Le sénateur Baker : Le sénateur McInnis a clairement exposé les règles en Nouvelle-Écosse. Cet article que l'on se propose d'ajouter à la loi autorise la perquisition du local d'habitation, du domicile. Il précise cependant que le mandat de perquisition doit être délivré par le juge de paix, pas un juge de la Cour provinciale ni de la Cour supérieure. En Nouvelle-Écosse, ça va, comme le sénateur McInnis l'a dit. Mais, dans l'Île-du-Prince-Édouard, d'où il vient, ou à Terre-Neuve-et-Labrador, il s'avère que les juges de paix sont habituellement des fonctionnaires de la cour, des employés du tribunal.

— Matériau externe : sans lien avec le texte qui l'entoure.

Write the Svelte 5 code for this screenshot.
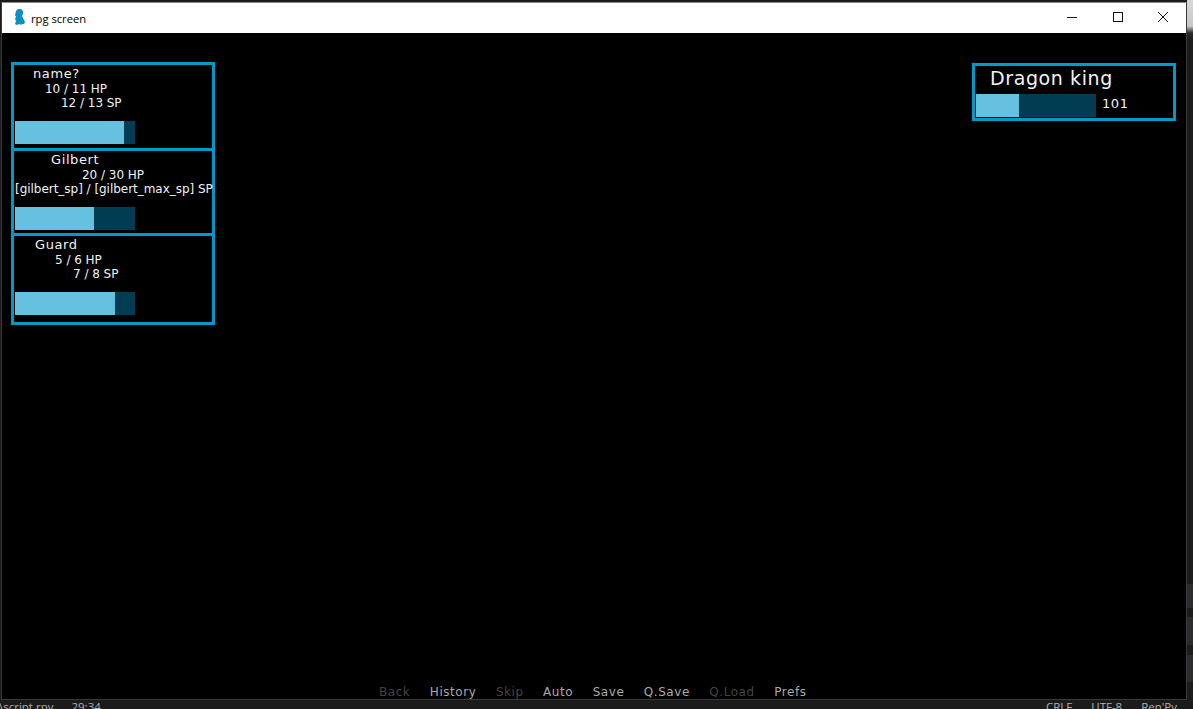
<script lang="ts">
  const party = [
    { name: "name?", nameIndent: 18, hp: "10 / 11 HP", hpIndent: 30, sp: "12 / 13 SP", spIndent: 46, fill: 109, height: 89 },
    { name: "Gilbert", nameIndent: 36, hp: "20 / 30 HP", hpIndent: 67, sp: "[gilbert_sp] / [gilbert_max_sp] SP", spIndent: 0, fill: 79, height: 88 },
    { name: "Guard", nameIndent: 20, hp: "5 / 6 HP", hpIndent: 40, sp: "7 / 8 SP", spIndent: 58, fill: 100, height: 92 },
  ];

  const menu = [
    { label: "Back", off: true },
    { label: "History" },
    { label: "Skip", off: true },
    { label: "Auto" },
    { label: "Save" },
    { label: "Q.Save" },
    { label: "Q.Load", off: true },
    { label: "Prefs" },
  ];
</script>

<div class="desktop">
  <div class="top">
    <div class="window">
      <header class="titlebar">
        <svg class="logo" width="13" height="17" viewBox="0 0 13 17">
          <path fill="#0b8fc4" d="M3 2 L5 0 L8 0 L10 2 L10 5 L9 7 L10 9 L11 11 L12 13 L11 15 L9 15 L8 16 L6 15 L4 16 L2 15 L3 12 L2 10 L3 8 L2 6 Z" />
        </svg>
        <span class="title">rpg screen</span>
        <div class="controls">
          <svg width="10" height="10" viewBox="0 0 10 10"><path d="M0 5.5H10" stroke="#111" fill="none" /></svg>
          <svg width="10" height="10" viewBox="0 0 10 10"><rect x="0.5" y="0.5" width="9" height="9" stroke="#111" fill="none" /></svg>
          <svg width="10" height="10" viewBox="0 0 10 10"><path d="M0 0L10 10M10 0L0 10" stroke="#111" fill="none" /></svg>
        </div>
      </header>

      <main class="game">
        <section class="party">
          {#each party as member}
            <div class="member" style="height: {member.height}px">
              <div class="name" style="padding-left: {member.nameIndent}px">{member.name}</div>
              <div class="stat" style="padding-left: {member.hpIndent}px">{member.hp}</div>
              <div class="stat" style="padding-left: {member.spIndent}px">{member.sp}</div>
              <div class="bar"><div class="fill" style="width: {member.fill}px"></div></div>
            </div>
          {/each}
        </section>

        <section class="enemy">
          <div class="enemy-name">Dragon king</div>
          <div class="enemy-row">
            <div class="bar enemy-bar"><div class="fill" style="width: 43px"></div></div>
            <span class="enemy-hp">101</span>
          </div>
        </section>

        <nav class="menu">
          {#each menu as item}
            <span class:off={item.off}>{item.label}</span>
          {/each}
        </nav>
      </main>
    </div>
    <div class="side"></div>
  </div>

  <footer class="status">
    <div class="status-left">
      <span>\script.rpy</span>
      <span>29:34</span>
    </div>
    <div class="status-right">
      <span>CRLF</span>
      <span>UTF-8</span>
      <span>Ren'Py</span>
    </div>
  </footer>
</div>

<style>
  :global(body) {
    margin: 0;
    background: #1b1b1b;
    overflow: hidden;
  }

  .desktop {
    width: 1193px;
    height: 709px;
    display: flex;
    flex-direction: column;
    overflow: hidden;
    background: #1b1b1b;
    font-family: "DejaVu Sans", sans-serif;
  }

  .top {
    display: flex;
    flex-shrink: 0;
    height: 700px;
  }

  .window {
    width: 1186px;
    height: 698px;
    margin: 2px 0 0 1px;
    flex-shrink: 0;
    display: flex;
    flex-direction: column;
    border: 1px solid #3a3a3a;
    border-top-color: #8a8a8a;
    box-sizing: border-box;
  }

  .side {
    flex: 1;
    background: linear-gradient(
      to bottom,
      #d8d8d8 0,
      #c8c8c8 26px,
      #2a2a2a 33px,
      #1c1c1c 40px,
      #1c1c1c 584px,
      #2c2c2e 584px,
      #2c2c2e 608px,
      #1c1c1c 608px,
      #1c1c1c 617px,
      #2c2c2e 617px,
      #2c2c2e 645px,
      #1c1c1c 645px,
      #1c1c1c 655px,
      #2c2c2e 655px,
      #2c2c2e 682px,
      #1c1c1c 682px
    );
  }

  .titlebar {
    height: 30px;
    flex-shrink: 0;
    background: #fff;
    display: flex;
    align-items: center;
    padding-left: 11px;
  }

  .logo {
    margin-top: -1px;
  }

  .title {
    margin-left: 5px;
    font: 11.2px "Open Sans", "Noto Sans", sans-serif;
    color: #000;
  }

  .controls {
    margin-left: auto;
    display: flex;
    gap: 35.5px;
    padding-right: 18px;
    margin-top: -2px;
  }

  .game {
    flex: 1;
    background: #000;
    position: relative;
    color: #fff;
    padding: 29px 10px 0 9px;
    display: flex;
    justify-content: space-between;
    align-items: flex-start;
  }

  .party {
    width: 204px;
    display: flex;
    flex-direction: column;
  }

  .member {
    width: 204px;
    box-sizing: border-box;
    border: 3px solid #0099cc;
    padding: 1px 0 0 1px;
    white-space: nowrap;
  }

  .member + .member {
    margin-top: -3px;
  }

  .name {
    font-size: 13px;
    line-height: 16px;
    letter-spacing: 0.6px;
    color: #f2f2f2;
  }

  .stat {
    font-size: 12px;
    line-height: 14px;
    letter-spacing: -0.03px;
    color: #f2f2f2;
  }

  .bar {
    width: 120px;
    height: 23px;
    margin-top: 11px;
    background: #003d52;
  }

  .fill {
    height: 100%;
    background: #66c1e0;
  }

  .enemy {
    width: 204px;
    height: 58px;
    margin-top: 1px;
    box-sizing: border-box;
    border: 3px solid #0099cc;
  }

  .enemy-name {
    font-size: 19px;
    line-height: 24px;
    padding-left: 15px;
    letter-spacing: 0.6px;
    color: #f2f2f2;
  }

  .enemy-row {
    display: flex;
    align-items: flex-start;
    gap: 6px;
    padding: 4px 0 0 1px;
  }

  .enemy-bar {
    margin-top: 0;
  }

  .enemy-hp {
    font-size: 13px;
    line-height: 16px;
    margin-top: 2px;
    color: #f2f2f2;
    letter-spacing: 0.6px;
  }

  .menu {
    position: absolute;
    left: 377px;
    bottom: 0;
    height: 14px;
    display: flex;
    gap: 19.5px;
    font-size: 12px;
    letter-spacing: 0.55px;
    color: #aaa;
  }

  .menu .off {
    color: #444;
  }

  .status {
    flex: 1;
    display: flex;
    justify-content: space-between;
    font: 11.5px "Open Sans", sans-serif;
    color: #b0b0b0;
    line-height: 14px;
    white-space: nowrap;
  }

  .status-left {
    display: flex;
    gap: 18px;
    margin-left: -1px;
  }

  .status-right {
    display: flex;
    gap: 19px;
    padding-right: 16px;
  }
</style>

L'agent des pêches se rend au tribunal pour obtenir une autorisation. Il a fait une déclaration sous serment et il cherche des instructions. Si les instructions sont erronées, c'est-à-dire les motifs raisonnables pour perquisitionner le domicile, l'accusé embauchera le sénateur McInnis pour faire rejeter le mandat et tout ce qui s'est ensuivi après la perquisition. Voilà ce que j'avais à dire. Pourquoi ne pas dire plutôt : « un juge, conformément à la définition de l'article 2 du Code criminel », ce qui engloberait un juge de la paix en Nouvelle-Écosse, mais, aussi, un juge de la Cour provinciale. On aurait le choix. La Cour suprême l'a répété plusieurs fois, comme le sénateur McInnis et M. Oliver vous le diront, que pour perquisitionner un domicile, il faut l'autorisation d'un juge au cas où le mandat serait contesté. C'est ce que j'avais à dire. Vous pourriez peut-être y penser.

Mme Shea : Nous nous engageons à parler au ministère de la Justice et à vous informer.

Le sénateur Baker : Excellent.

Le président : Je remercie madame la ministre et ses collaborateurs de s'être déplacés. J'en profite pour vous souhaiter un joyeux Noël et une bonne année 2013. Comme d'habitude, nous nous réservons le droit de vous demander de revenir nous donner des éclaircissements.